Ma nouvelle habitation se trouvait située sur le boulevard des Invalides, au bout de la rue Notre-Dame-des-Champs. C’était le Marquis du Lau d’Allemans qui l’occupait avant la révolution, et son nom des Oiseaux lui provenait du peuple et des bonnes d’enfans de ce quartier, au regard et à l’égard d’une belle volière qui se trouvait au bout du jardin de cet hôtel, et qui se voyait du boulevard[1]. Au premier coup de cloche de la révolution, les patriotes de la section Plumet-National n’avaient pas manqué d’escalader la grille ou les murs d’enceinte, et de venir briser les grillage de ladite volière, afin de rendre à la liberté tous ces malheureux esclaves qui ne s’en sont pas mieux trouvés que les Parisiens, car ils manquèrent de nourriture et ils furent escoffiés par des chats. Je n’avais aucune peine à faire convenir M. d’Allemans de ce que l’histoire de sa volière était l’image de la révolution française.

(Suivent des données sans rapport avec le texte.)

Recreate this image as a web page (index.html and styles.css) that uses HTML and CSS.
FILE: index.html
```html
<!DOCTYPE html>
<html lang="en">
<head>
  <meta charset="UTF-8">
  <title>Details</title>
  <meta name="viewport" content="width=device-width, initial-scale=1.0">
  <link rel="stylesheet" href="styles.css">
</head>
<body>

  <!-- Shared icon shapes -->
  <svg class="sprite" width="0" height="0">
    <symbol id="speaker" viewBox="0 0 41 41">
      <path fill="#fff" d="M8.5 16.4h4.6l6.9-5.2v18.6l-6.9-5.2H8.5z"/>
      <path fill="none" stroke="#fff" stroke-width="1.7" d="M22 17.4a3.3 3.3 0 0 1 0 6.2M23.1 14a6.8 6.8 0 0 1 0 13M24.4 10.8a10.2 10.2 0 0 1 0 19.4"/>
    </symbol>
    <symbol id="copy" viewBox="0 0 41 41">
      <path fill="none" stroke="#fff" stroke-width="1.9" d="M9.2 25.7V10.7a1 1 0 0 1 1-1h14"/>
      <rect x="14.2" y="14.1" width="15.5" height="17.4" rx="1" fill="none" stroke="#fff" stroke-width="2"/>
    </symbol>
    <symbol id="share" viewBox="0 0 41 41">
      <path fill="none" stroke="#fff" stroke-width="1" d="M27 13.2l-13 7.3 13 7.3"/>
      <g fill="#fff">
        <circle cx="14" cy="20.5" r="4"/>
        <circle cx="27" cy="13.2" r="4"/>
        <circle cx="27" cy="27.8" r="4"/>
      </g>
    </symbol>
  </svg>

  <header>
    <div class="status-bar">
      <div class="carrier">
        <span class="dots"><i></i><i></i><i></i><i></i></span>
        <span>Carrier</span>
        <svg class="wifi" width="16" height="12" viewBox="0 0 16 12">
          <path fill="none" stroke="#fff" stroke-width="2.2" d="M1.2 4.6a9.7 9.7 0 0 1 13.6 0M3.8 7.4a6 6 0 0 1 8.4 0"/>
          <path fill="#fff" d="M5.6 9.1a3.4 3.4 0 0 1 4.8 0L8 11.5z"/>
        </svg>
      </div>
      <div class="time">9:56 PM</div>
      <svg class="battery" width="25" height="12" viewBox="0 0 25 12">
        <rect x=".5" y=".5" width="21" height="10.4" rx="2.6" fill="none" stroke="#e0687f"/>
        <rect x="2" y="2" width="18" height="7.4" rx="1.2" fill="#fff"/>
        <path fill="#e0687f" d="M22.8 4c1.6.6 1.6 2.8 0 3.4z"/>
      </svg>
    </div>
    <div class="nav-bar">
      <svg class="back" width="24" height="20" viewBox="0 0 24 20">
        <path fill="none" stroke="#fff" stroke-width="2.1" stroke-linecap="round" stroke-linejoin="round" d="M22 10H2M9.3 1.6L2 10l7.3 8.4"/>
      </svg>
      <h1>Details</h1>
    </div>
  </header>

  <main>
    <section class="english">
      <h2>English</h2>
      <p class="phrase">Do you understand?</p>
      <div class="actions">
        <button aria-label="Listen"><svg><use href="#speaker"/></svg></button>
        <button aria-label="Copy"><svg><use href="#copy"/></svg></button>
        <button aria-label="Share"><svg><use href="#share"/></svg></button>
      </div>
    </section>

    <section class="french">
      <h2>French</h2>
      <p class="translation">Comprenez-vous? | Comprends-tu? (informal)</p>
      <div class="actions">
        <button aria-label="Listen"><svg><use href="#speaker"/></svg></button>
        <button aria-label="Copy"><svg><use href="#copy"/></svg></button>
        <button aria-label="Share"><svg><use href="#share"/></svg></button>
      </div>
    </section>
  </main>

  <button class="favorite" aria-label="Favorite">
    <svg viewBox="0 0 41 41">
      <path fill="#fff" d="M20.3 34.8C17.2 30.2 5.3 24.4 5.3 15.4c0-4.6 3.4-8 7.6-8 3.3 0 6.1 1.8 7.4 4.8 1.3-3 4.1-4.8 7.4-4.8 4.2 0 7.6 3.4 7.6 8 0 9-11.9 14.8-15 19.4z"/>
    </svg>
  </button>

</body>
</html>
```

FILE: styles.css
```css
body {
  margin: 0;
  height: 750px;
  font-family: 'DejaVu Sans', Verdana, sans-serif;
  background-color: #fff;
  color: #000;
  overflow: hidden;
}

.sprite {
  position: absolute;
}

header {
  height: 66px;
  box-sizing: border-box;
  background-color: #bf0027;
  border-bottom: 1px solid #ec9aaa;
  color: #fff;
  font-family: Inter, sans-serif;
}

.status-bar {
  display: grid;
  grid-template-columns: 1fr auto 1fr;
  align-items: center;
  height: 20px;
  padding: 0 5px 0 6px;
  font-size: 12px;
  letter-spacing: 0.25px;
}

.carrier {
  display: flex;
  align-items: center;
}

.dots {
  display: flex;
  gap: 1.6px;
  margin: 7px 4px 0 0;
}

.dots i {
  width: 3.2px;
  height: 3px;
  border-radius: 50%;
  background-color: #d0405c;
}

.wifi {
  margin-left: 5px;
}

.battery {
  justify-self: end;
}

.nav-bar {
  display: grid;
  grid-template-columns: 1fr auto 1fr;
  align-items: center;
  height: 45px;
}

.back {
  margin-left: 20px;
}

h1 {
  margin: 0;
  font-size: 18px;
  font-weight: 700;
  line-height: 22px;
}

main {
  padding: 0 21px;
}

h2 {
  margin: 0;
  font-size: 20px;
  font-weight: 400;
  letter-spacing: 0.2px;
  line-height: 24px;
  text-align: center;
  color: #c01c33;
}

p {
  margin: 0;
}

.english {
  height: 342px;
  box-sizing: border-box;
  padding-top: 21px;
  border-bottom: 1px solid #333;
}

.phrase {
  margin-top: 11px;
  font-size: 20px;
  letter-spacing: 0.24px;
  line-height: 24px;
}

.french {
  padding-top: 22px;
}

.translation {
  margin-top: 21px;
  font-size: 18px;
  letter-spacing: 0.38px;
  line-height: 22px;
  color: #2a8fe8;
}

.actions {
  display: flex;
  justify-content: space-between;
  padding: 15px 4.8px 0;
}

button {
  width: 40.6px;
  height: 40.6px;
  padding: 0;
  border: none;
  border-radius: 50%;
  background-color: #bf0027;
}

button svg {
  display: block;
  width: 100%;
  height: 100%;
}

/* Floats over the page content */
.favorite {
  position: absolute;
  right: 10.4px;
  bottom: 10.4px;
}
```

Je fus enchantée de retrouver là Mme Joseph de Monaco, qui, comme je l’espérais bien, me fut d’une grande ressource. Quoi qu’elle eût naturellement de sages pensée, des idées religieuses et des dispositions charitables, elle avait l’esprit très malin. Avec l’imagination gaie, elle avait le cœur triste ; c’est la plus aimable espèce de gens ; mais bien qu’elle eût acquis assez de connaissance du

  1. C’est à présent une communauté d’Augustines appelée Couvent des Oiseaux, où se trouve un des pensionnats les plus nombreux et les plus recommandables du royaume.